Instructions to follow –
Only the lines holding the string "this" are needed. Copy each one.

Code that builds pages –
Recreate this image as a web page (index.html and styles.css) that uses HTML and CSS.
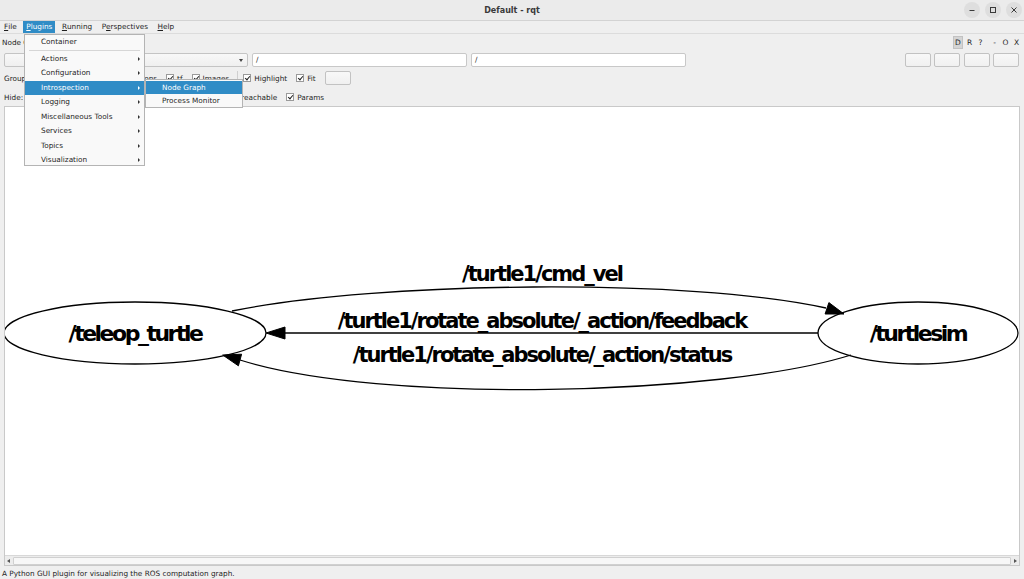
FILE: index.html
```html
<!DOCTYPE html>
<html>
<head>
<meta charset="utf-8">
<title>Default - rqt</title>
<link rel="stylesheet" href="styles.css">
</head>
<body>
<div class="window">
  <div class="titlebar">
    <div class="title">Default - rqt</div>
    <div class="wbtns">
      <span class="wbtn"><svg width="8" height="8" viewBox="0 0 8 8"><path d="M1.5 4.5h5" stroke="#3a3a3a" stroke-width="1"/></svg></span>
      <span class="wbtn"><svg width="8" height="8" viewBox="0 0 8 8"><rect x="1.5" y="1.5" width="5" height="5" fill="none" stroke="#3a3a3a" stroke-width="1"/></svg></span>
      <span class="wbtn"><svg width="8" height="8" viewBox="0 0 8 8"><path d="M1.5 1.5l5 5M6.5 1.5l-5 5" stroke="#3a3a3a" stroke-width="1"/></svg></span>
    </div>
  </div>
  <div class="menubar">
    <span class="mitem"><u>F</u>ile</span>
    <span class="mitem active"><u>P</u>lugins</span>
    <span class="mitem"><u>R</u>unning</span>
    <span class="mitem">P<u>e</u>rspectives</span>
    <span class="mitem"><u>H</u>elp</span>
  </div>
  <div class="dock">
    <div class="docktitle">
      <span class="dtext">Node Graph</span>
      <div class="dbtns"><span class="dbtn on">D</span><span class="dbtn">R</span><span class="dbtn">?</span><span class="dbtn gap">-</span><span class="dbtn">O</span><span class="dbtn">X</span></div>
    </div>
    <div class="row row2">
      <div class="combo"><span></span><span class="carrow"></span></div>
      <div class="input">/</div>
      <div class="input">/</div>
      <div class="spacer"></div>
      <div class="btns"><span class="btn"></span><span class="btn"></span><span class="btn"></span><span class="btn"></span></div>
    </div>
    <div class="row row3">
      <span class="lbl">Group:</span>
      <span class="chk g1"><span class="box on"></span>Namespaces</span>
      <span class="chk"><span class="box on"></span>Actions</span>
      <span class="chk"><span class="box on"></span>tf</span>
      <span class="chk"><span class="box on"></span>Images</span>
      <span class="vsep"></span>
      <span class="chk"><span class="box on"></span>Highlight</span>
      <span class="chk"><span class="box on"></span>Fit</span>
      <span class="btn small"></span>
    </div>
    <div class="row row4">
      <span class="lbl">Hide:</span>
      <span class="chk h1"><span class="box on"></span>Dead sinks</span>
      <span class="chk"><span class="box on"></span>Leaf topics</span>
      <span class="chk"><span class="box on"></span>Debug</span>
      <span class="chk"><span class="box on"></span>tf</span>
      <span class="chk"><span class="box on"></span>Unreachable</span>
      <span class="chk"><span class="box on"></span>Params</span>
    </div>
    <div class="canvas">
      <svg class="graph" width="1014" height="448" viewBox="5 107 1014 448">
        <g fill="none" stroke="#000" stroke-width="1.3">
          <ellipse cx="135" cy="333" rx="131" ry="31"/>
          <ellipse cx="918" cy="333" rx="100" ry="31"/>
          <path d="M232 311 C380 281 690 278 826 308"/>
          <path d="M818 333 L284 333"/>
          <path d="M851 355 C720 396 380 404 240 360"/>
        </g>
        <g fill="#000" stroke="#000" stroke-width="1">
          <polygon points="844,314 828.9,302.6 825.1,314"/>
          <polygon points="266,333 285,327 285,339"/>
          <polygon points="222.7,355 241.6,354.2 238.4,365.8"/>
        </g>
        <g class="lab" text-anchor="middle">
          <text x="542" y="281">/turtle1/cmd_vel</text>
          <text x="542" y="328">/turtle1/rotate_absolute/_action/feedback</text>
          <text x="542" y="362">/turtle1/rotate_absolute/_action/status</text>
          <text class="node" x="135" y="341">/teleop_turtle</text>
          <text class="node" x="918" y="341">/turtlesim</text>
        </g>
      </svg>
      <div class="hscroll">
        <span class="sarrow left"></span>
        <span class="handle"></span>
        <span class="sarrow right"></span>
      </div>
    </div>
  </div>
  <div class="status">A Python GUI plugin for visualizing the ROS computation graph.</div>

  <div class="menu">
    <div class="mi">Container</div>
    <div class="msep"></div>
    <div class="mi sub">Actions</div>
    <div class="mi sub">Configuration</div>
    <div class="mi sub hl">Introspection</div>
    <div class="mi sub">Logging</div>
    <div class="mi sub">Miscellaneous Tools</div>
    <div class="mi sub">Services</div>
    <div class="mi sub">Topics</div>
    <div class="mi sub">Visualization</div>
  </div>
  <div class="menu submenu">
    <div class="mi hl">Node Graph</div>
    <div class="mi">Process Monitor</div>
  </div>
</div>
</body>
</html>
```
FILE: styles.css
```css
* { box-sizing: border-box; }
html, body { margin: 0; padding: 0; }
body {
  width: 1024px; height: 579px; overflow: hidden;
  background: #efefef;
  font-family: "DejaVu Sans", sans-serif;
  font-size: 7.3px;
  color: #1f1f1f;
}
.window { position: relative; width: 1024px; height: 579px; }

.titlebar {
  height: 21px; background: #ebebeb; border-bottom: 1px solid #d3d3d3;
  display: flex; align-items: center; justify-content: center; position: relative;
}
.title { font-weight: bold; font-size: 8px; color: #3a3a3a; }
.wbtns { position: absolute; right: 2px; top: 2px; display: flex; gap: 5px; }
.wbtn {
  width: 16px; height: 16px; border-radius: 50%; background: #dedede;
  display: flex; align-items: center; justify-content: center;
}

.menubar {
  height: 13px; display: flex; align-items: stretch; padding-left: 1px;
  border-bottom: 1px solid #dcdcdc; margin-top: 0;
}
.mitem { padding: 0 3px; margin-right: 3.5px; display: flex; align-items: center; line-height: 12px; }
.mitem u { text-decoration-thickness: 0.6px; text-underline-offset: 1px; }
.mitem.active { background: #308cc6; color: #fff; }

.dock { padding: 0 4px 0 4px; }
.docktitle { height: 16px; display: flex; align-items: center; justify-content: space-between; padding-left: 0; margin-left: -2px; }
.dbtns { display: flex; align-items: center; margin-right: -2px; }
.dbtn { width: 11px; text-align: center; font-size: 7.5px; color: #2a2a2a; line-height: 11px; }
.dbtn.on { background: #d4d4d4; border: 1px solid #c2c2c2; width: 10px; margin-right: 1px; }
.dbtn.gap { margin-left: 3px; }

.row { display: flex; align-items: center; }
.row2 { height: 14px; margin-top: 3px; gap: 4px; }
.combo {
  width: 244px; height: 14px; border: 1px solid #c4c4c4; border-radius: 2px;
  background: linear-gradient(#f8f8f8, #efefef);
  display: flex; align-items: center; justify-content: space-between; padding: 0 4px 0 4px; color: #1f1f1f;
}
.carrow { width: 0; height: 0; border-left: 2.5px solid transparent; border-right: 2.5px solid transparent; border-top: 3px solid #444; }
.input {
  width: 215px; height: 14px; background: #fff; border: 1px solid #c8c8c8; border-radius: 2px;
  padding-left: 3px; line-height: 12px;
}
.spacer { flex: 1; }
.btns { display: flex; gap: 3.5px; margin-right: 1px; }
.btn {
  display: inline-block; width: 26px; height: 14px; background: linear-gradient(#f8f8f8, #f0f0f0);
  border: 1px solid #c2c2c2; border-radius: 2px;
}
.btn.small { width: 26px; margin-left: 0; }

.row3 { height: 14px; margin-top: 4px; }
.row4 { height: 14px; margin-top: 5px; }
.lbl { margin-right: 6px; }
.chk { display: flex; align-items: center; margin-right: 9px; }
.chk.g1 { margin-left: 18px; }
.chk.h1 { margin-left: 2px; }
.box {
  width: 8px; height: 8px; border: 1px solid #9a9a9a; background: #fff; margin-right: 3px; position: relative;
}
.box.on::after {
  content: ""; position: absolute; left: 2px; top: 0px; width: 2px; height: 4px;
  border-right: 1.2px solid #222; border-bottom: 1.2px solid #222; transform: rotate(40deg);
}
.vsep { width: 1px; height: 14px; background: #cfcfcf; margin: 0 5px 0 -1px; }

.canvas {
  margin-top: 2px; width: 1016px; height: 460px; border: 1px solid #c9c9c9; background: #fff;
  display: flex; flex-direction: column;
}
.graph { display: block; }
.lab text { font-family: "DejaVu Sans", sans-serif; font-weight: bold; font-size: 21px; letter-spacing: -2px; fill: #000; }
.lab text.node { font-size: 22px; letter-spacing: -2.5px; }
.hscroll {
  height: 10px; background: #ececec; border-top: 1px solid #d8d8d8; display: flex; align-items: center; padding: 0 2px;
}
.handle { flex: 1; height: 8px; background: #f7f7f7; border: 1px solid #d0d0d0; border-radius: 1px; margin: 0 3px; }
.sarrow { width: 0; height: 0; border-top: 2.5px solid transparent; border-bottom: 2.5px solid transparent; }
.sarrow.left { border-right: 3px solid #555; }
.sarrow.right { border-left: 3px solid #555; }

.status { padding: 3px 0 0 2px; white-space: nowrap; }

.menu {
  position: absolute; left: 24px; top: 34px; width: 121px; height: 132px;
  background: #f9f9f9; border: 1px solid #b4b4b4; padding-top: 0;
}
.mi { height: 14.5px; line-height: 14.5px; padding-left: 16px; position: relative; white-space: nowrap; }
.mi.sub::after {
  content: ""; position: absolute; right: 4px; top: 5px; width: 0; height: 0;
  border-top: 2.5px solid transparent; border-bottom: 2.5px solid transparent; border-left: 2.5px solid #333;
}
.mi.hl { background: #308cc6; color: #fff; }
.mi.hl.sub::after { border-left-color: #fff; }
.msep { height: 1px; background: #d6d6d6; margin: 0.5px 4px 0.5px 4px; }
.submenu { left: 145px; top: 79px; width: 98px; height: 29px; }
.submenu .mi { padding-left: 16px; height: 13.5px; line-height: 13.5px; }
.submenu .mi.hl { margin-top: 0.5px; }
```
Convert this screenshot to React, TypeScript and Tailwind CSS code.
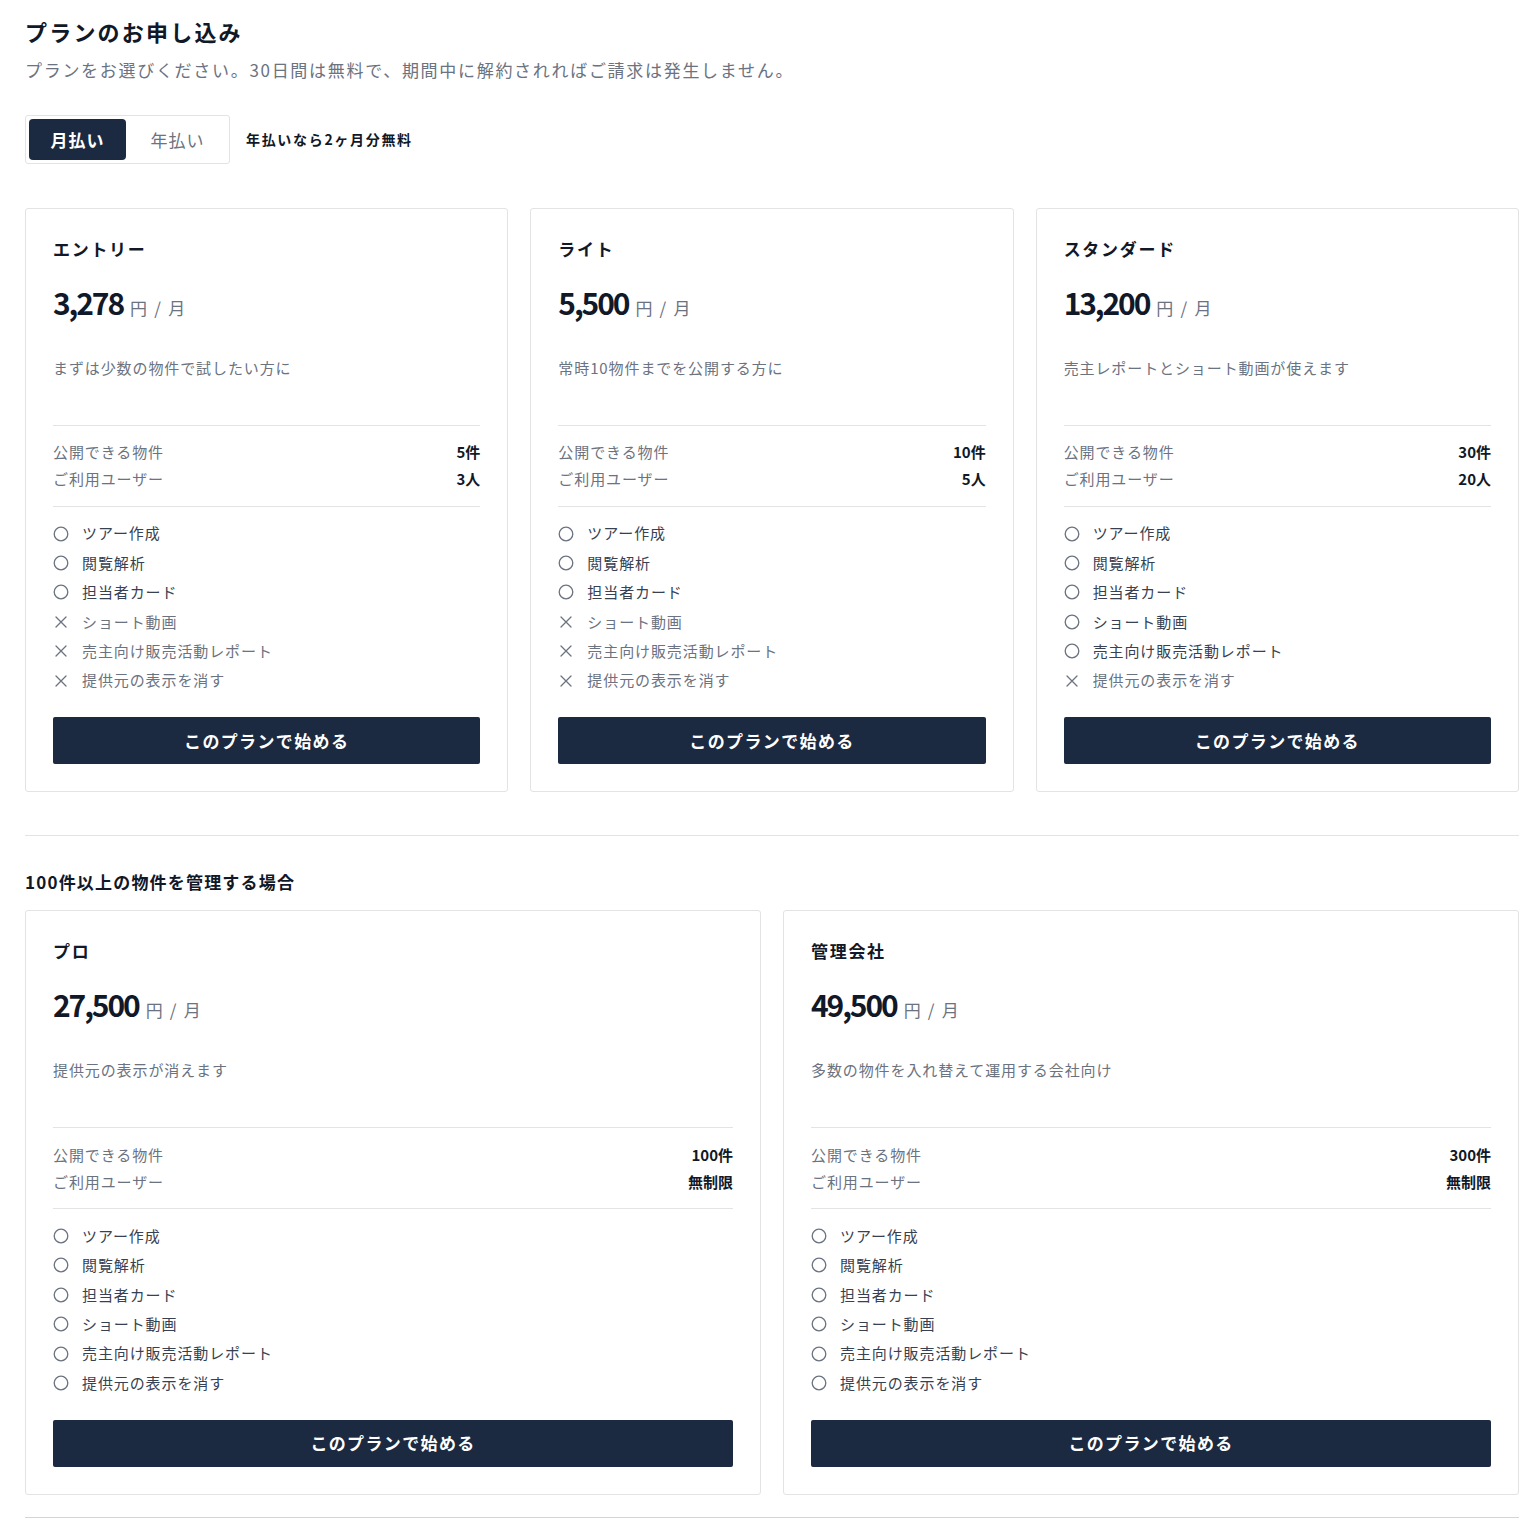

Exercise answer –
Recreate this image as a web page (index.html and styles.css) that uses HTML and CSS.
Convert this screenshot to React, TypeScript and Tailwind CSS code.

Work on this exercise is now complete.